J. Rieger & Co.
- Type: Distillery
- Founded: 1887 (closed from 1919 to 2014)
- Founder: Jacob Rieger
- Headquarters: Kansas City, Missouri
- Website: www.jriegerco.com

= J. Rieger & Co. =

American distillery

J. Rieger & Co. is an American distillery founded by Jacob Rieger in 1887. Located in Kansas City, Missouri, it was shut down in December 1919 due to the onset of federal Prohibition. The brand was reestablished in 2014 by co-founders Andy Rieger and Ryan Maybee, becoming the first legal distillery in Kansas City since Prohibition.

==History==
Jacob Rieger immigrated to America from Goritz, Austria in 1877. In 1887 Jacob founded the J. Rieger & Co. distillery in Kansas City's West Bottoms neighborhood, directly across from the Livestock Exchange Building. In 1898, the first official listing of J. Rieger & Co. appears at 1527 Gennessee Street. Not showing any signs of conceding in what was a booming time period in Kansas City's History, a short time later J. Rieger & Co. is expanded to include 1512-1529 Genessee Street.

Jacob turned over operations of the distillery to his only son, Alexander Rieger in 1890. During Alexander's time in charge, J. Rieger & Co. claimed to be the largest mail-order whiskey house in the U.S., with a customer base of 250,000+. The distillery offered over 100 unique products ranging from whiskeys, to gins, rums, and even stomach bitters, reaching customers across the country through direct mail and advertisements.

The company thrived on this business model until the Eighteenth Amendment was passed in 1919, making the production, sale and transport of intoxicating liquors illegal. Like most breweries and distilleries across the country, Alexander was forced to shut the doors of J. Rieger & Co. in December 1919. Shortly after, Alexander Rieger Mercantile Company and Alexander Rieger Investment Company were listed at the same address of the once thriving J. Rieger distillery

Sometime around the 1950s, the original distillery was razed to make way for a parking lot.

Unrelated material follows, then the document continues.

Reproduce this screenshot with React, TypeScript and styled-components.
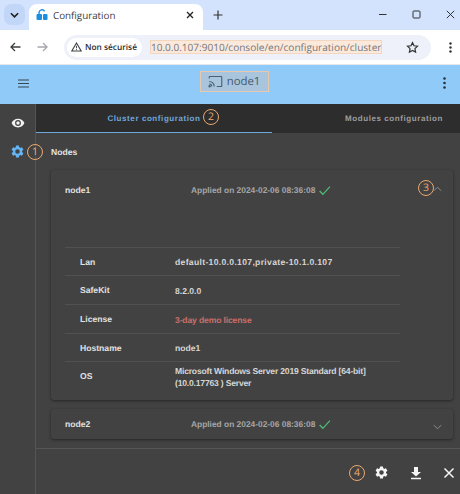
import React from "react";
import styled, { createGlobalStyle } from "styled-components";

const Global = createGlobalStyle`
  html, body { margin: 0; padding: 0; background: #424242; }
  body { font-family: "Liberation Sans", Arial, sans-serif; text-rendering: geometricPrecision; }
  #root { width: 460px; height: 494px; overflow: hidden; }
`;

const Page = styled.div`
  position: relative;
  width: 460px;
  height: 494px;
  display: flex;
  flex-direction: column;
  overflow: hidden;
`;

const TabStrip = styled.div`
  height: 30px;
  background: #d3e3fd;
  display: flex;
  align-items: flex-end;
  padding-left: 4px;
  flex: none;
`;
const TabMenu = styled.div`
  width: 21px;
  height: 21px;
  margin: 0 4px 5px 0;
  border-radius: 7px;
  background: #c2d6f7;
  display: flex;
  align-items: center;
  justify-content: center;
`;
const BrowserTab = styled.div`
  width: 174px;
  height: 26px;
  background: #fff;
  border-radius: 8px 8px 0 0;
  display: flex;
  align-items: center;
  padding: 0 9px 4px 7px;
  box-sizing: border-box;
  font: 9.8px "Open Sans", sans-serif;
  color: #3c4043;
`;
const TabTitle = styled.span`
  margin-left: 5px;
  flex: 1;
`;
const NewTab = styled.div`
  margin: 0 0 10px 10px;
  display: flex;
`;
const WinControls = styled.div`
  margin: 0 0 11px auto;
  display: flex;
  gap: 25px;
  padding-right: 5px;
`;

const Toolbar = styled.div`
  height: 34px;
  background: #fff;
  display: flex;
  align-items: center;
  padding: 0 4px 0 10px;
  flex: none;
  border-bottom: 1px solid #e3e6ea;
`;
const NavIcons = styled.div`
  display: flex;
  gap: 16px;
  margin-right: 16px;
`;
const Omnibox = styled.div`
  flex: 1;
  min-width: 0;
  height: 25px;
  border-radius: 13px;
  background: #eef1f9;
  display: flex;
  align-items: center;
  padding: 0 12px 0 3px;
`;
const Security = styled.div`
  height: 19px;
  border-radius: 10px;
  background: #fff;
  display: flex;
  align-items: center;
  gap: 3px;
  padding: 0 5px 0 4px;
  font: 600 8.3px "Open Sans", sans-serif;
  color: #2b2c30;
  white-space: nowrap;
  flex: none;
`;
const Url = styled.div`
  margin-left: 8px;
  font: 10.05px/12px "Open Sans", sans-serif;
  background: #fbe9dc;
  border: 1px solid #f4d6bf;
  color: #74787d;
  white-space: nowrap;
  flex: none;
`;
const Star = styled.div`
  margin-left: auto;
  display: flex;
`;
const ToolbarEnd = styled.div`
  margin-left: 13px;
  width: 12px;
  display: flex;
  justify-content: center;
`;

const AppBar = styled.div`
  height: 39px;
  background: #90caf9;
  display: flex;
  align-items: center;
  justify-content: center;
  position: relative;
  flex: none;
`;
const BarIcon = styled.button<{ $side: "left" | "right" }>`
  position: absolute;
  ${(p) => (p.$side === "left" ? "left: 17px;" : "right: 14px;")}
  top: 12px;
  padding: 0;
  border: 0;
  background: none;
  display: flex;
`;
const NodeChip = styled.div`
  width: 69px;
  height: 21px;
  box-sizing: border-box;
  margin: 0 0 7px 8px;
  background: #a9c5de;
  border: 1px solid #e8c9ad;
  display: flex;
  align-items: center;
  justify-content: center;
  gap: 4px;
  font: 11.4px "Open Sans", sans-serif;
  color: #455a6d;
`;

const Main = styled.div`
  flex: 1;
  display: flex;
  min-height: 0;
`;
const Rail = styled.div`
  width: 36px;
  flex: none;
  background: #424242;
  border-right: 1px solid #555;
  box-sizing: border-box;
  display: flex;
  flex-direction: column;
  align-items: center;
  padding-top: 12px;
  gap: 14px;
`;
const Content = styled.div`
  flex: 1;
  display: flex;
  flex-direction: column;
  min-width: 0;
`;
const Tabs = styled.div`
  height: 29px;
  display: flex;
  background: #2d2d2d;
  flex: none;
`;
const TabItem = styled.div<{ $active?: boolean }>`
  display: flex;
  align-items: center;
  justify-content: center;
  font-size: 8px;
  font-weight: 700;
  letter-spacing: 0.58px;
  color: ${(p) => (p.$active ? "#6fa8dc" : "#9e9e9e")};
  border-bottom: 1px solid ${(p) => (p.$active ? "#6fa8dc" : "#2d2d2d")};
  box-sizing: border-box;
  width: ${(p) => (p.$active ? "236px" : "187px")};
  padding-left: ${(p) => (p.$active ? "0" : "57px")};
`;
const Scroll = styled.div`
  flex: 1;
  padding: 0 7px 0 15px;
  display: flex;
  flex-direction: column;
  min-height: 0;
`;
const SectionTitle = styled.div`
  font-size: 8.6px;
  font-weight: 700;
  color: #e4e4e4;
  height: 37px;
  line-height: 38px;
`;
const Card = styled.div`
  background: #424242;
  border-radius: 3px;
  box-shadow: 0 1px 3px rgba(0, 0, 0, 0.42), 0 0 1px rgba(0, 0, 0, 0.15);
  margin-bottom: 9px;
`;
const CardHead = styled.div<{ $h: number }>`
  height: ${(p) => p.$h}px;
  display: flex;
  align-items: center;
  padding: 0 11px 0 14px;
`;
const NodeName = styled.div`
  font-size: 8.6px;
  font-weight: 700;
  color: #e0e0e0;
  width: 126px;
`;
const Applied = styled.div`
  font-size: 8.4px;
  font-weight: 700;
  color: #a6a6a6;
  display: flex;
  align-items: center;
  gap: 3px;
`;
const Chevron = styled.div<{ $up?: boolean }>`
  margin-left: auto;
  display: flex;
  margin-top: ${(p) => (p.$up ? "-3px" : "5px")};
`;
const Details = styled.div`
  padding: 37px 53px 10px 14px;
`;
const Row = styled.div<{ $h: number }>`
  height: ${(p) => p.$h}px;
  display: flex;
  align-items: center;
  border-top: 1px solid #515151;
  box-sizing: border-box;
  font-size: 8.6px;
  font-weight: 700;
  color: #d6d6d6;
`;
const RowLabel = styled.div`
  width: 110px;
  padding-left: 15px;
  box-sizing: border-box;
  flex: none;
  color: #e0e0e0;
`;
const RowValue = styled.div<{ $warn?: boolean; $track?: number }>`
  line-height: 12px;
  margin-top: 1px;
  letter-spacing: ${(p) => p.$track ?? 0}px;
  ${(p) => p.$warn && "color: #c96f6b;"}
`;
const Footer = styled.div`
  margin-top: auto;
  height: 46px;
  border-top: 1px solid #555;
  box-sizing: border-box;
  display: flex;
  align-items: center;
  justify-content: flex-end;
  gap: 20px;
  padding: 2px 5px 0 0;
  flex: none;
  margin-left: -15px;
  margin-right: -7px;
`;
const Badge = styled.div<{ $x: number; $y: number }>`
  position: absolute;
  left: ${(p) => p.$x}px;
  top: ${(p) => p.$y}px;
  width: 16px;
  height: 16px;
  border: 1.3px solid #eba86f;
  border-radius: 50%;
  display: flex;
  align-items: center;
  justify-content: center;
  font: 10.5px "Open Sans", sans-serif;
  color: #eba86f;
  box-sizing: border-box;
`;

const Gear = ({ size, color }: { size: number; color: string }) => (
  <svg width={size} height={size} viewBox="0 0 24 24" fill={color}>
    <path d="M19.14 12.94c.04-.3.06-.61.06-.94 0-.32-.02-.64-.07-.94l2.03-1.58a.49.49 0 0 0 .12-.61l-1.92-3.32a.49.49 0 0 0-.59-.22l-2.39.96c-.5-.38-1.03-.7-1.62-.94l-.36-2.54a.48.48 0 0 0-.48-.41h-3.84a.48.48 0 0 0-.47.41l-.36 2.54c-.59.24-1.13.57-1.62.94l-2.39-.96a.48.48 0 0 0-.59.22L2.74 8.87a.48.48 0 0 0 .12.61l2.03 1.58c-.05.3-.09.63-.09.94s.02.64.07.94l-2.03 1.58a.49.49 0 0 0-.12.61l1.92 3.32c.12.22.37.29.59.22l2.39-.96c.5.38 1.03.7 1.62.94l.36 2.54c.05.24.24.41.48.41h3.84c.24 0 .44-.17.47-.41l.36-2.54c.59-.24 1.13-.56 1.62-.94l2.39.96c.22.08.47 0 .59-.22l1.92-3.32a.48.48 0 0 0-.12-.61l-2.01-1.58zM12 15.6A3.6 3.6 0 1 1 12 8.4a3.6 3.6 0 0 1 0 7.2z" />
  </svg>
);
const Check = () => (
  <svg width="13" height="13" viewBox="0 0 24 24" fill="none" stroke="#4fbf7a" strokeWidth="2.2">
    <path d="M3 13l6 6L22 5" />
  </svg>
);
const Chev = ({ up }: { up?: boolean }) => (
  <svg width="9" height="6" viewBox="0 0 10 6" fill="none" stroke="#8f8f8f" strokeWidth="1.1">
    <path d={up ? "M1 5l4-4 4 4" : "M1 1l4 4 4-4"} />
  </svg>
);

export default function App() {
  return (
    <Page>
      <Global />
      <TabStrip>
        <TabMenu>
          <svg width="9" height="6" viewBox="0 0 10 6" fill="none" stroke="#1f1f1f" strokeWidth="1.8">
            <path d="M1 1l4 4 4-4" />
          </svg>
        </TabMenu>
        <BrowserTab>
          <svg width="12" height="12" viewBox="0 0 12 12">
            <path d="M3 5V3.6a3 3 0 0 1 5.6-1.3" fill="none" stroke="#1a8fe0" strokeWidth="1.4" />
            <rect x="0.5" y="5" width="5.5" height="6" rx="1" fill="#1a8fe0" />
            <rect x="7" y="5" width="4.5" height="6" rx="1" fill="#1a8fe0" />
          </svg>
          <TabTitle>Configuration</TabTitle>
          <svg width="8" height="8" viewBox="0 0 8 8" stroke="#222" strokeWidth="1.3">
            <path d="M1 1l6 6M7 1L1 7" />
          </svg>
        </BrowserTab>
        <NewTab>
          <svg width="10" height="10" viewBox="0 0 10 10" stroke="#333" strokeWidth="1.2">
            <path d="M5 .5v9M.5 5h9" />
          </svg>
        </NewTab>
        <WinControls>
          <svg width="9" height="9" viewBox="0 0 9 9" stroke="#333" strokeWidth="1">
            <path d="M1 4.5h7.5" />
          </svg>
          <svg width="9" height="9" viewBox="0 0 9 9" fill="none" stroke="#333" strokeWidth="1">
            <rect x="1" y="1" width="7" height="7" rx="0.8" />
          </svg>
          <svg width="9" height="9" viewBox="0 0 9 9" stroke="#333" strokeWidth="1">
            <path d="M.8.8l7.4 7.4M8.2.8L.8 8.2" />
          </svg>
        </WinControls>
      </TabStrip>
      <Toolbar>
        <NavIcons>
          <svg width="11" height="10" viewBox="0 0 11 10" fill="none" stroke="#3c4043" strokeWidth="1.3">
            <path d="M10.5 5H1M5 1L1 5l4 4" />
          </svg>
          <svg width="11" height="10" viewBox="0 0 11 10" fill="none" stroke="#a5a8ad" strokeWidth="1.3">
            <path d="M.5 5H10M6 1l4 4-4 4" />
          </svg>
        </NavIcons>
        <Omnibox>
          <Security>
            <svg width="11" height="10" viewBox="0 0 11 10">
              <path d="M5.5 1L10.2 9H.8z" fill="none" stroke="#3c4043" strokeWidth="1.1" />
              <path d="M5.5 3.8v2.4M5.5 6.9v1" stroke="#3c4043" strokeWidth="0.9" />
            </svg>
            Non sécurisé
          </Security>
          <Url>10.0.0.107:9010/console/en/configuration/cluster</Url>
          <Star>
            <svg width="13" height="13" viewBox="0 0 24 24" fill="none" stroke="#333" strokeWidth="2.2">
              <path d="M12 3l2.8 5.9 6.4.8-4.700 4.400 1.200 6.400L12 17.400l-5.700 3.100 1.200-6.400L2.800 9.700l6.400-.8z" />
            </svg>
          </Star>
        </Omnibox>
        <ToolbarEnd>
          <svg width="3" height="11" viewBox="0 0 3 11" fill="#333">
            <circle cx="1.5" cy="1.5" r="1.2" />
            <circle cx="1.5" cy="5.5" r="1.2" />
            <circle cx="1.5" cy="9.5" r="1.2" />
          </svg>
        </ToolbarEnd>
      </Toolbar>
      <AppBar>
        <BarIcon $side="left">
          <svg width="13" height="13" viewBox="0 0 13 13" stroke="#37474f" strokeWidth="1">
            <path d="M1 3h11M1 6.5h11M1 10h11" />
          </svg>
        </BarIcon>
        <NodeChip>
          <svg width="15" height="13" viewBox="0 0 24 20" fill="none" stroke="#4b6072" strokeWidth="1.8">
            <path d="M2 5V3a1 1 0 0 1 1-1h18a1 1 0 0 1 1 1v14a1 1 0 0 1-1 1h-7" />
            <path d="M2 10a8 8 0 0 1 8 8M2 14a4 4 0 0 1 4 4" />
            <circle cx="2.5" cy="17.5" r="1" fill="#4b6072" />
          </svg>
          node1
        </NodeChip>
        <BarIcon $side="right">
          <svg width="3" height="12" viewBox="0 0 3 12" fill="#263238">
            <circle cx="1.5" cy="1.5" r="1.3" />
            <circle cx="1.5" cy="6" r="1.3" />
            <circle cx="1.5" cy="10.5" r="1.3" />
          </svg>
        </BarIcon>
      </AppBar>
      <Main>
        <Rail>
          <svg width="14" height="14" viewBox="0 0 24 24" fill="#f2f2f2">
            <path d="M12 4.5C7 4.5 2.7 7.6 1 12c1.7 4.4 6 7.500 11 7.500s9.300-3.100 11-7.500c-1.700-4.400-6-7.500-11-7.500zM12 17a5 5 0 1 1 0-10 5 5 0 0 1 0 10zm0-8a3 3 0 1 0 0 6 3 3 0 0 0 0-6z" />
          </svg>
          <Gear size={15} color="#64b5f6" />
        </Rail>
        <Content>
          <Tabs>
            <TabItem $active>Cluster configuration</TabItem>
            <TabItem>Modules configuration</TabItem>
          </Tabs>
          <Scroll>
            <SectionTitle>Nodes</SectionTitle>
            <Card>
              <CardHead $h={40}>
                <NodeName>node1</NodeName>
                <Applied>
                  Applied on 2024-02-06 08:36:08 <Check />
                </Applied>
                <Chevron $up>
                  <Chev up />
                </Chevron>
              </CardHead>
              <Details>
                <Row $h={28}>
                  <RowLabel>Lan</RowLabel>
                  <RowValue $track={0.32}>default-10.0.0.107,private-10.1.0.107</RowValue>
                </Row>
                <Row $h={29}>
                  <RowLabel>SafeKit</RowLabel>
                  <RowValue>8.2.0.0</RowValue>
                </Row>
                <Row $h={29}>
                  <RowLabel>License</RowLabel>
                  <RowValue $warn $track={-0.15}>3-day demo license</RowValue>
                </Row>
                <Row $h={28}>
                  <RowLabel>Hostname</RowLabel>
                  <RowValue>node1</RowValue>
                </Row>
                <Row $h={29}>
                  <RowLabel>OS</RowLabel>
                  <RowValue $track={-0.2}>
                    Microsoft Windows Server 2019 Standard [64-bit]
                    <br />
                    (10.0.17763 ) Server
                  </RowValue>
                </Row>
              </Details>
            </Card>
            <Card>
              <CardHead $h={30}>
                <NodeName>node2</NodeName>
                <Applied>
                  Applied on 2024-02-06 08:36:08 <Check />
                </Applied>
                <Chevron>
                  <Chev />
                </Chevron>
              </CardHead>
            </Card>
            <Footer>
              <Gear size={15} color="#f5f5f5" />
              <svg width="14" height="14" viewBox="0 0 14 14" fill="#f5f5f5">
                <path d="M5 1h4v5h3L7 10.500 2 6h3zM2 11.800h10v1.400H2z" />
              </svg>
              <svg width="12" height="12" viewBox="0 0 12 12" stroke="#f5f5f5" strokeWidth="1.500">
                <path d="M1.500 1.500l9 9M10.500 1.500l-9 9" />
              </svg>
            </Footer>
          </Scroll>
        </Content>
      </Main>
      <Badge $x={27} $y={144}>1</Badge>
      <Badge $x={203} $y={109}>2</Badge>
      <Badge $x={418} $y={180}>3</Badge>
      <Badge $x={349} $y={465}>4</Badge>
    </Page>
  );
}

J. Rieger & Co. reestablished in October 2014 by Ryan Maybee and Andy Rieger, Jacob Rieger's great-great-great-grandson. J. Rieger & Co. today operates under the original trademark, last owned by Alexander Rieger and expired in 1922.

The distillery is now located in the East Bottoms neighborhood in Kansas City, just three and a half miles from its original location.

==Products==
Rieger's Kansas City Whiskey is the first product developed and released by J. Rieger & Co. after Prohibition. Kansas City Whiskey is a blend of sourced products: Straight Bourbon Whiskey, Light Corn Whiskey, and Straight Rye Whiskey, all aged at least 4 years, as well as a small amount of 15 year old Oloroso Sherry from the Williams & Humbert Bodega. It is bottled at 92 proof.

Rieger's Midwestern Dry Gin is a London Dry style gin made from a wheat spirit base and incorporates five botanicals: Juniper, Licorice root, Angelica Root, Coriander, and Orange Peel. The recipe for Midwestern Dry Gin was developed by Tom Nichol, former Master Distiller of Tanqueray.

Caffè Amaro is blend of a traditional Amaro with cold brew coffee. Caffè Amaro is characterized by its bitter, slightly sweet flavor which stems from the use of botanicals, herbs, and cane syrup. Caffè Amaro is a collaborative spirit with Kansas City-based coffee roasters, Thou Mayest, who selects a single origin coffee roast to make a cold brew coffee that is used to cut the Amaro spirit base to proof. The product spends a brief amount of time in barrel.

Rieger's Midwestern Premium Vodka is made from 100% Wheat Neutral Grain Spirit. The product is given a final distillation in a 750-gallon copper pot still, and carbon-filtered.

Left For Dead is a spirit distilled entirely from Kansas City-based Boulevard Brewing Company beer, with each batch being made from a different Boulevard product, or multiple beers in some cases, which would have otherwise been discarded. The final product is bottled at 89 proof, a nod to 1989, the year Boulevard was founded.

In July 2023, the company released their first canned cocktail named after the Electric Park District, a historic district in Kansas City, made with Rieger's vodka.

==Reception==
Finalist (top 4) for International Best New Spirit/Cocktail Ingredient at the 2015 Tales of the Cocktail Spirited Awards.